Datapath Architecture

The datapath implements the classic 5-stage RISC-V pipeline:

  1. IF (Instruction Fetch) — PC provides the address; Instruction Memory returns the 32-bit instruction; PC+4 is computed for the next cycle
  2. ID (Instruction Decode) — Control Unit decodes the opcode; Register File reads source operands (with WB write-forwarding); Immediate Generator sign-extends the immediate field
  3. EX (Execute) — ALU performs the required operation; Forwarding Unit selects the correct operands; branch outcome and target address are computed
  4. MEM (Memory Access) — Data Memory performs load or store if required; ld-after-sd forwarding applied to store data
  5. WB (Write-Back) — Result is written back to the destination register

Pipeline Stages

Stage Pipeline Register Key Operations
IF IF/ID Instruction fetch, PC+4
ID ID/EX Register read, control signal generation, immediate generation
EX EX/MEM ALU operation, forwarding selection, branch outcome
MEM MEM/WB Data memory read/write, ld-after-sd forwarding
WB Write result to register file

Hazard Handling

Data Hazards — Forwarding Unit

The Forwarding Unit detects when a register being read in the EX stage was written by an instruction still in the EX/MEM or MEM/WB pipeline stage. It forwards the correct value directly to the ALU inputs, eliminating most data hazard stalls.

Condition Forward Source ForwardA / ForwardB
EX/MEM.rd == ID/EX.rs EX/MEM ALU result 2'b10
MEM/WB.rd == ID/EX.rs MEM/WB write data 2'b01
No hazard Register File output 2'b00

Load-Use Hazard — Hazard Detection Unit

When a ld instruction is immediately followed by an instruction that uses the loaded register, the pipeline is stalled for one cycle by:

  • Inserting a control bubble (NOP) into the ID/EX pipeline register
  • Freezing the PC and IF/ID pipeline register for one cycle (pc_write = 0, if_id_write = 0)

Branch Hazard — Flush

Branches are resolved at the end of the EX stage.

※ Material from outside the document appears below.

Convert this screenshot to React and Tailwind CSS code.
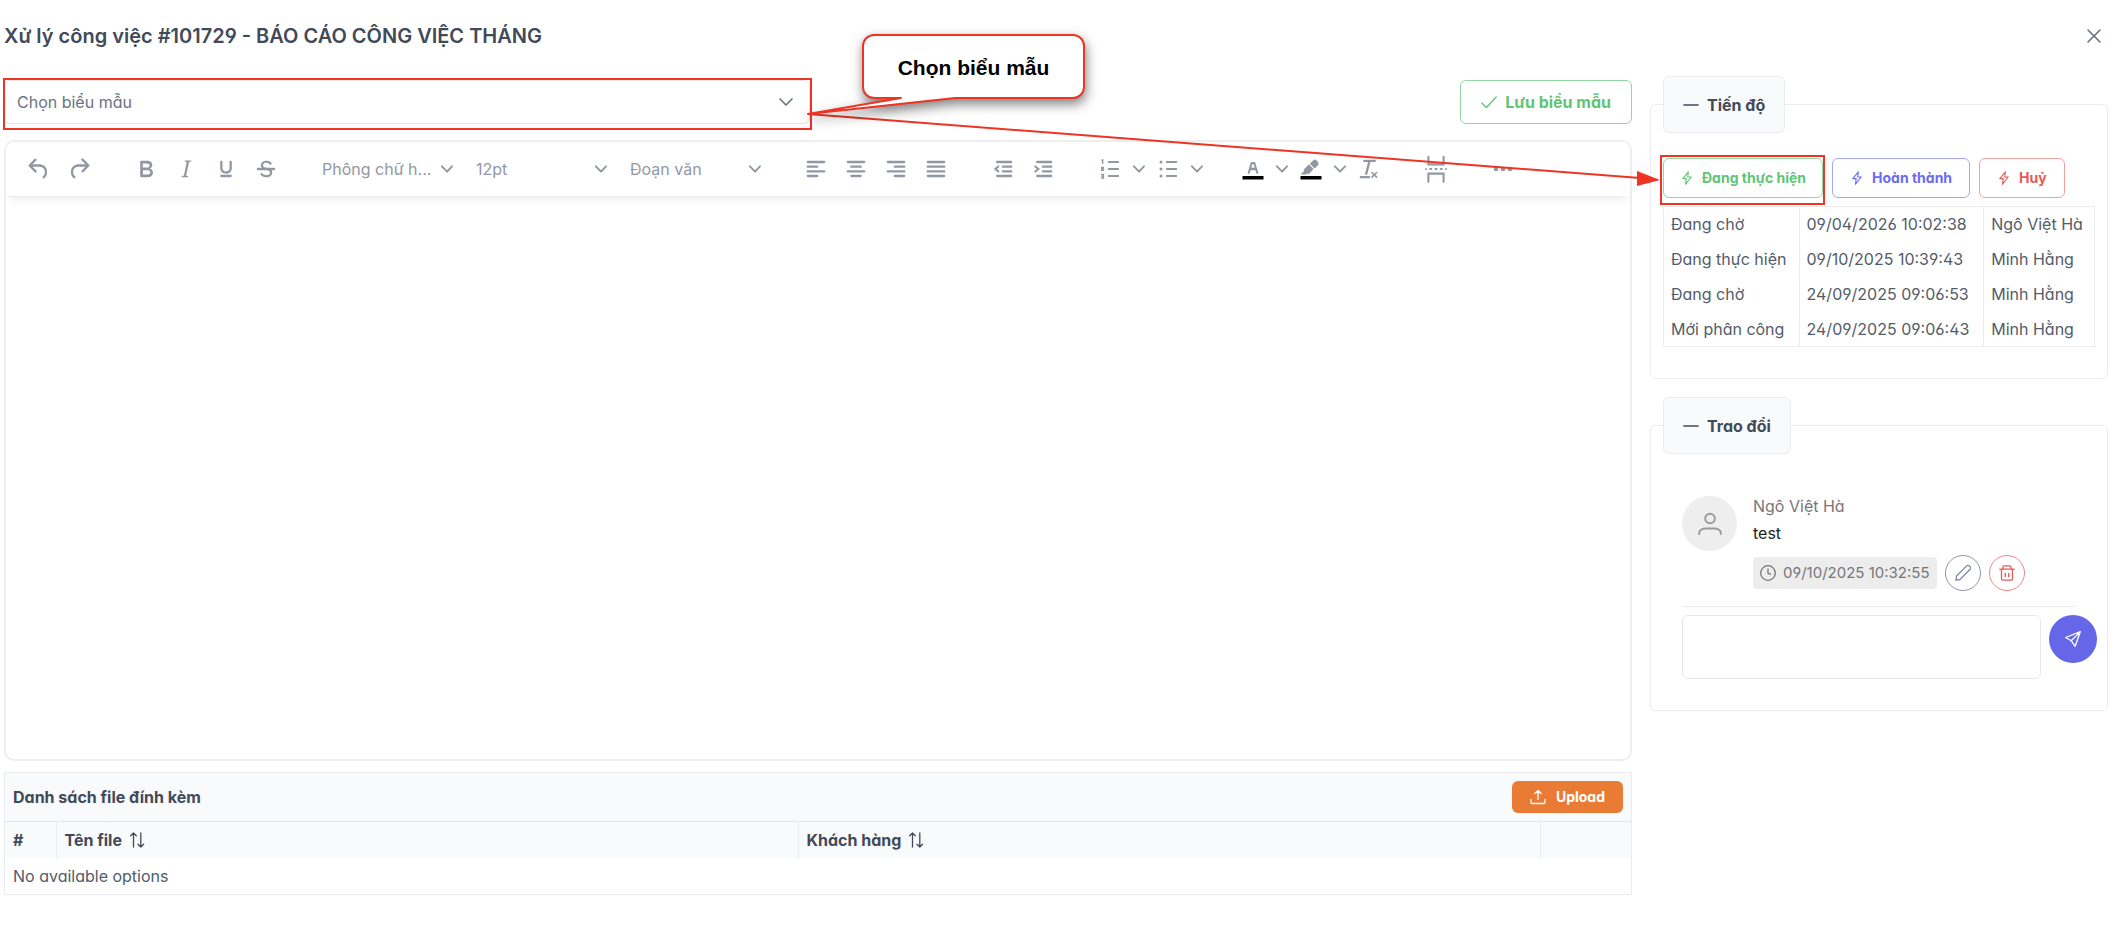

When a branch is taken, the two instructions that entered IF and ID incorrectly are squashed by flushing the IF/ID and ID/EX pipeline registers (flush = 1).

ld-after-sd Forwarding

A bonus forwarding path handles the case where a sd instruction immediately follows a ld that writes to the same register as the store data source. The loaded value from the MEM/WB stage is forwarded directly to the Data Memory write port via a mux.

Dynamic Branch Prediction (2-bit BHT)

A 16-entry Branch History Table (BHT) using 2-bit saturating counters is implemented and indexed using PC[5:2].

  • Predicts branch direction based on past behavior
  • Updated on every branch resolution
  • Reduces control hazard penalties in loop-heavy workloads

Supported Instructions

Format Instructions
R-type add, sub, and, or
I-type addi
Load ld
Store sd
Branch beq

Module Descriptions

The processor is built from the following independently designed and verified modules:

1. Program Counter (pc.v)

  • 64-bit register storing the address of the current instruction
  • Updates on every rising clock edge only when pc_write is asserted (stall control from HDU)
  • Resets to 0x0000...0000 on reset

2. Register File (register_file.v)

  • 32 × 64-bit general-purpose registers (RV64I architecture)
  • 2 combinational read ports, 1 synchronous write port
  • Register x0 is hardwired to zero and cannot be written
  • Write-forwarding: if WB writes and ID reads the same non-zero register in the same cycle, the new value is forwarded combinationally to avoid a 1-cycle stale read

3. Instruction Memory (Instruction_Memory.v)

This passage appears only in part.